Paul Jacobs, Qualcomm's former chairman and CEO, was ousted from the board in mid-March after clashing with the board over a plan to take the chipmaker private in a $90 billion deal. However, Jacobs is still talking to strategic investors and sovereign wealth funds to take Qualcomm private.

Jacobs was a big supporter of the NXP bid, but he claimed that Qualcomm's original $110 offer was a "fair" price last September. His thoughts on Qualcomm's higher bid and Broadcom's nixed deal are less clear, but $90 billion isn't much higher than Qualcomm's current market cap of $82.5 billion, and certainly doesn't include NXP.

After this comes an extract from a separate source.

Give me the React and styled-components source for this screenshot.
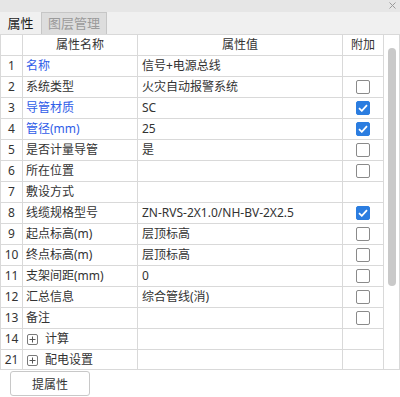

Jacobs' go-private bid is a long shot. However, Qualcomm's directors nearly lost control of the board to Broadcom's proposed replacements before Trump's eleventh-hour intervention, so investors might be willing to give Jacobs a shot at shaking things up. Whether or not Jacobs will still pursue NXP is anyone's guess.

The bottom line

Earlier this year, Qualcomm boldly promised that it could grow its fiscal 2019 sales by about 60% and more than double its EPS if the Broadcom bid was blocked. Qualcomm claimed that it could achieve this by settling its litigation with Apple, implementing a $1 billion cost reduction plan, and closing the NXP deal.

However, the aforementioned problems could easily push the NXP deal back to fiscal 2019 and beyond. If that happens, Qualcomm's business could sputter out as its chip sales decelerate and its licensing unit is picked apart by litigation and fines.